• [Written instruction]: Return all the data below as it stands, minus the pictures.

• [Data extract]:
• • • • • • •

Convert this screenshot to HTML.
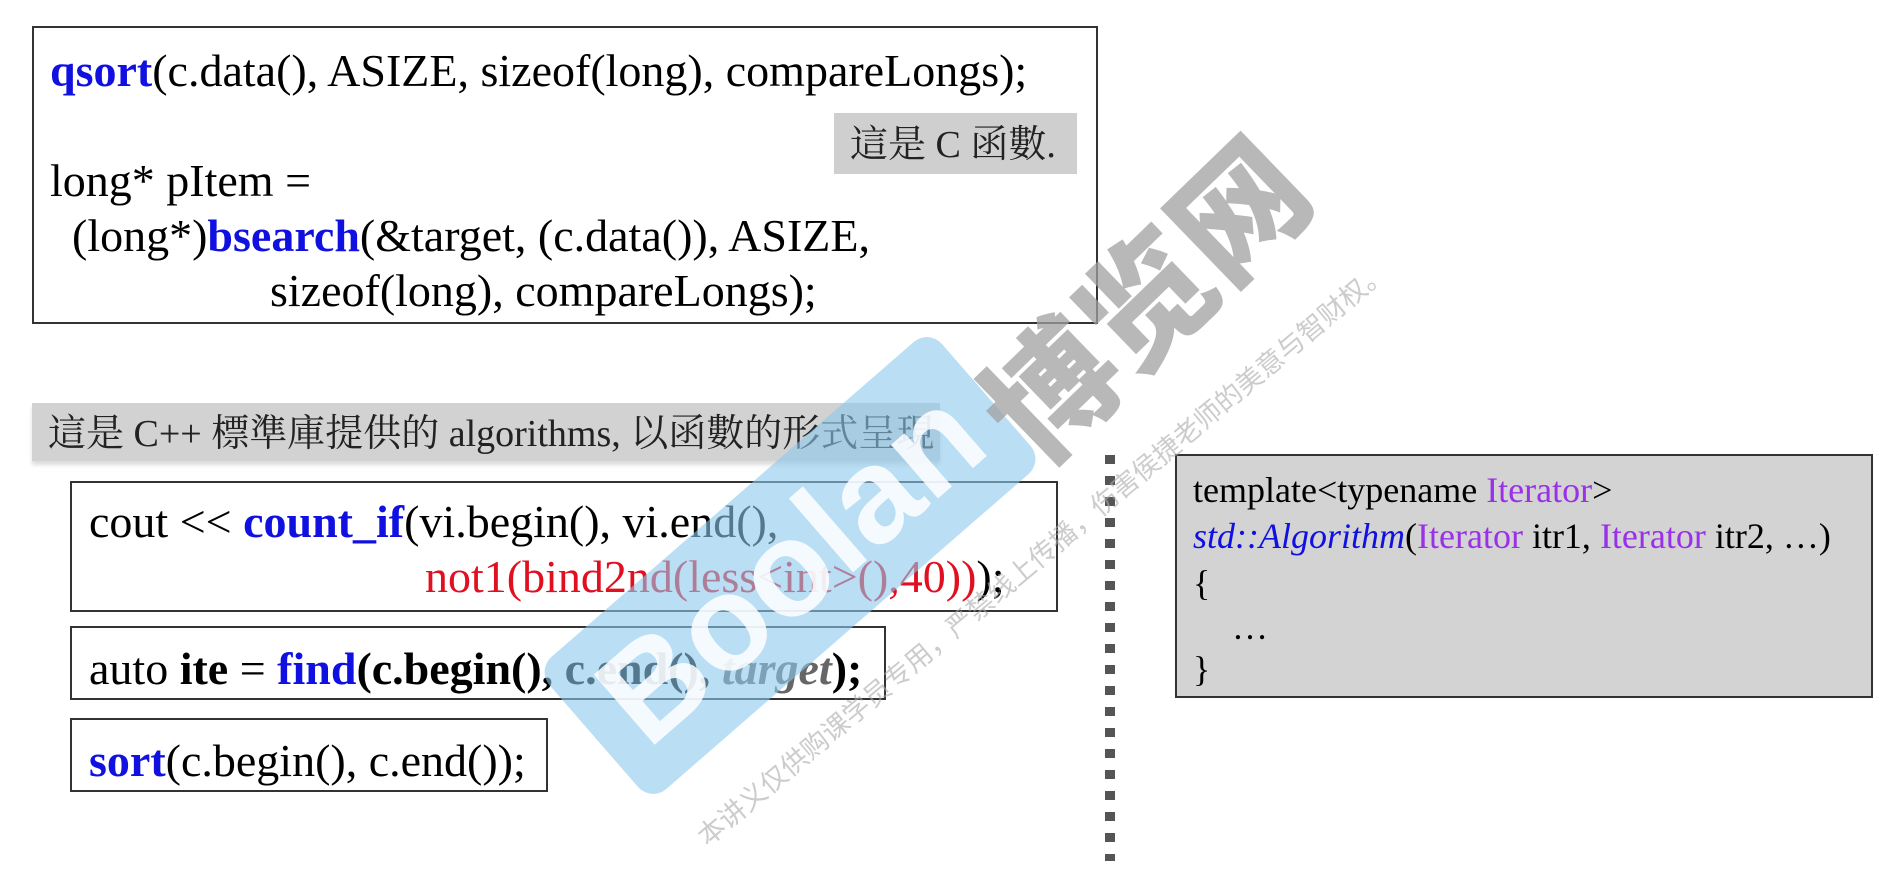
<!DOCTYPE html>
<html><head><meta charset="utf-8"><style>
html,body{margin:0;padding:0;background:#fff;width:1888px;height:878px;overflow:hidden;position:relative}
.t{position:absolute;font-family:"Liberation Serif","Noto Serif CJK SC","Noto Sans CJK TC",serif;color:#000;white-space:nowrap;line-height:1}
.box{position:absolute;border:2px solid #333;background:#fff;box-sizing:border-box}
.b{color:#1010e0;font-weight:bold}
.bl{color:#1010e0}
.r{color:#e01020}
.p{color:#9a30e8}
.wm{position:absolute;white-space:nowrap;line-height:1}
</style></head><body>

<div class="box" style="left:32px;top:26px;width:1066px;height:298px"></div>
<div style="position:absolute;left:834px;top:113px;width:243px;height:61px;background:#cfcfcf"></div>
<div class="t" style="left:850px;top:126px;font-size:38px;color:#222">這是 C 函數.</div>
<div class="t" style="left:50px;top:48px;font-size:46px"><span class="b">qsort</span>(c.data(), ASIZE, sizeof(long), compareLongs);</div>
<div class="t" style="left:50px;top:158px;font-size:46px">long* pItem =</div>
<div class="t" style="left:72px;top:213px;font-size:46px">(long*)<span class="b">bsearch</span>(&amp;target, (c.data()), ASIZE,</div>
<div class="t" style="left:270px;top:268px;font-size:46px">sizeof(long), compareLongs);</div>

<div style="position:absolute;left:32px;top:403px;width:908px;height:58px;background:#d2d2d2;box-shadow:0 4px 4px #ddd"></div>
<div class="t" style="left:48px;top:415px;font-size:38px;color:#222">這是 C++ 標準庫提供的 algorithms, 以函數的形式呈現</div>

<div class="box" style="left:70px;top:481px;width:988px;height:131px"></div>
<div class="t" style="left:89px;top:499px;font-size:46px">cout &lt;&lt; <span class="b">count_if</span>(vi.begin(), vi.end(),</div>
<div class="t" style="left:425px;top:554px;font-size:46px"><span class="r">not1(bind2nd(less&lt;int&gt;(),40))</span>);</div>

<div class="box" style="left:70px;top:626px;width:816px;height:74px"></div>
<div class="t" style="left:89px;top:646px;font-size:46px">auto <b>ite</b> = <span class="b">find</span><b>(c.begin(), c.end(), <i style="color:#666">target</i>);</b></div>

<div class="box" style="left:70px;top:718px;width:478px;height:74px"></div>
<div class="t" style="left:89px;top:738px;font-size:46px"><span class="b">sort</span>(c.begin(), c.end());</div>

<div style="position:absolute;left:1105px;top:455px;width:10px;height:406px;background:repeating-linear-gradient(to bottom,#555 0 9px,transparent 9px 21px)"></div>

<div class="box" style="left:1175px;top:454px;width:698px;height:244px;background:#d3d3d3"></div>
<div class="t" style="left:1193px;top:472px;font-size:36px">template&lt;typename <span class="p">Iterator</span>&gt;</div>
<div class="t" style="left:1193px;top:518px;font-size:36px"><i class="bl">std::Algorithm</i>(<span class="p">Iterator</span> itr1, <span class="p">Iterator</span> itr2, …)</div>
<div class="t" style="left:1193px;top:565px;font-size:36px">{</div>
<div class="t" style="left:1232px;top:609px;font-size:36px">…</div>
<div class="t" style="left:1193px;top:651px;font-size:36px">}</div>

<!-- watermarks -->
<div class="wm" style="left:790px;top:566px;width:520px;height:175px;margin-left:-260px;margin-top:-88px;background:rgba(140,200,235,0.6);transform:rotate(-41deg);border-radius:20px;color:rgba(255,255,255,0.85);font-family:'Liberation Sans',sans-serif;font-size:135px;font-weight:bold;text-align:center;line-height:175px">Boolan</div>
<div class="wm" style="left:1000px;top:365px;font-family:'Noto Sans CJK SC',sans-serif;font-weight:900;font-size:130px;color:rgba(160,160,160,0.75);transform:rotate(-44deg);transform-origin:0 50%">博览网</div>
<div class="wm" style="left:700px;top:825px;font-family:'Noto Sans CJK SC',sans-serif;font-size:27px;color:rgba(170,170,170,0.6);transform:rotate(-40deg);transform-origin:0 50%">本讲义仅供购课学员专用，严禁线上传播，伤害侯捷老师的美意与智财权。</div>
</body></html>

• • • • • • •

• [Final result]:
Convert this screenshot to HTML.
<!DOCTYPE html>
<html><head><meta charset="utf-8"><style>
html,body{margin:0;padding:0;background:#fff;width:1888px;height:878px;overflow:hidden;position:relative}
.t{position:absolute;font-family:"Liberation Serif","Noto Serif CJK SC","Noto Sans CJK TC",serif;color:#000;white-space:nowrap;line-height:1}
.box{position:absolute;border:2px solid #333;background:#fff;box-sizing:border-box}
.b{color:#1010e0;font-weight:bold}
.bl{color:#1010e0}
.r{color:#e01020}
.p{color:#9a30e8}
.wm{position:absolute;white-space:nowrap;line-height:1}
</style></head><body>

<div class="box" style="left:32px;top:26px;width:1066px;height:298px"></div>
<div style="position:absolute;left:834px;top:113px;width:243px;height:61px;background:#cfcfcf"></div>
<div class="t" style="left:850px;top:126px;font-size:38px;color:#222">這是 C 函數.</div>
<div class="t" style="left:50px;top:48px;font-size:46px"><span class="b">qsort</span>(c.data(), ASIZE, sizeof(long), compareLongs);</div>
<div class="t" style="left:50px;top:158px;font-size:46px">long* pItem =</div>
<div class="t" style="left:72px;top:213px;font-size:46px">(long*)<span class="b">bsearch</span>(&amp;target, (c.data()), ASIZE,</div>
<div class="t" style="left:270px;top:268px;font-size:46px">sizeof(long), compareLongs);</div>

<div style="position:absolute;left:32px;top:403px;width:908px;height:58px;background:#d2d2d2;box-shadow:0 4px 4px #ddd"></div>
<div class="t" style="left:48px;top:415px;font-size:38px;color:#222">這是 C++ 標準庫提供的 algorithms, 以函數的形式呈現</div>

<div class="box" style="left:70px;top:481px;width:988px;height:131px"></div>
<div class="t" style="left:89px;top:499px;font-size:46px">cout &lt;&lt; <span class="b">count_if</span>(vi.begin(), vi.end(),</div>
<div class="t" style="left:425px;top:554px;font-size:46px"><span class="r">not1(bind2nd(less&lt;int&gt;(),40))</span>);</div>

<div class="box" style="left:70px;top:626px;width:816px;height:74px"></div>
<div class="t" style="left:89px;top:646px;font-size:46px">auto <b>ite</b> = <span class="b">find</span><b>(c.begin(), c.end(), <i style="color:#666">target</i>);</b></div>

<div class="box" style="left:70px;top:718px;width:478px;height:74px"></div>
<div class="t" style="left:89px;top:738px;font-size:46px"><span class="b">sort</span>(c.begin(), c.end());</div>

<div style="position:absolute;left:1105px;top:455px;width:10px;height:406px;background:repeating-linear-gradient(to bottom,#555 0 9px,transparent 9px 21px)"></div>

<div class="box" style="left:1175px;top:454px;width:698px;height:244px;background:#d3d3d3"></div>
<div class="t" style="left:1193px;top:472px;font-size:36px">template&lt;typename <span class="p">Iterator</span>&gt;</div>
<div class="t" style="left:1193px;top:518px;font-size:36px"><i class="bl">std::Algorithm</i>(<span class="p">Iterator</span> itr1, <span class="p">Iterator</span> itr2, …)</div>
<div class="t" style="left:1193px;top:565px;font-size:36px">{</div>
<div class="t" style="left:1232px;top:609px;font-size:36px">…</div>
<div class="t" style="left:1193px;top:651px;font-size:36px">}</div>

<!-- watermarks -->
<div class="wm" style="left:790px;top:566px;width:520px;height:175px;margin-left:-260px;margin-top:-88px;background:rgba(140,200,235,0.6);transform:rotate(-41deg);border-radius:20px;color:rgba(255,255,255,0.85);font-family:'Liberation Sans',sans-serif;font-size:135px;font-weight:bold;text-align:center;line-height:175px">Boolan</div>
<div class="wm" style="left:1000px;top:365px;font-family:'Noto Sans CJK SC',sans-serif;font-weight:900;font-size:130px;color:rgba(160,160,160,0.75);transform:rotate(-44deg);transform-origin:0 50%">博览网</div>
<div class="wm" style="left:700px;top:825px;font-family:'Noto Sans CJK SC',sans-serif;font-size:27px;color:rgba(170,170,170,0.6);transform:rotate(-40deg);transform-origin:0 50%">本讲义仅供购课学员专用，严禁线上传播，伤害侯捷老师的美意与智财权。</div>
</body></html>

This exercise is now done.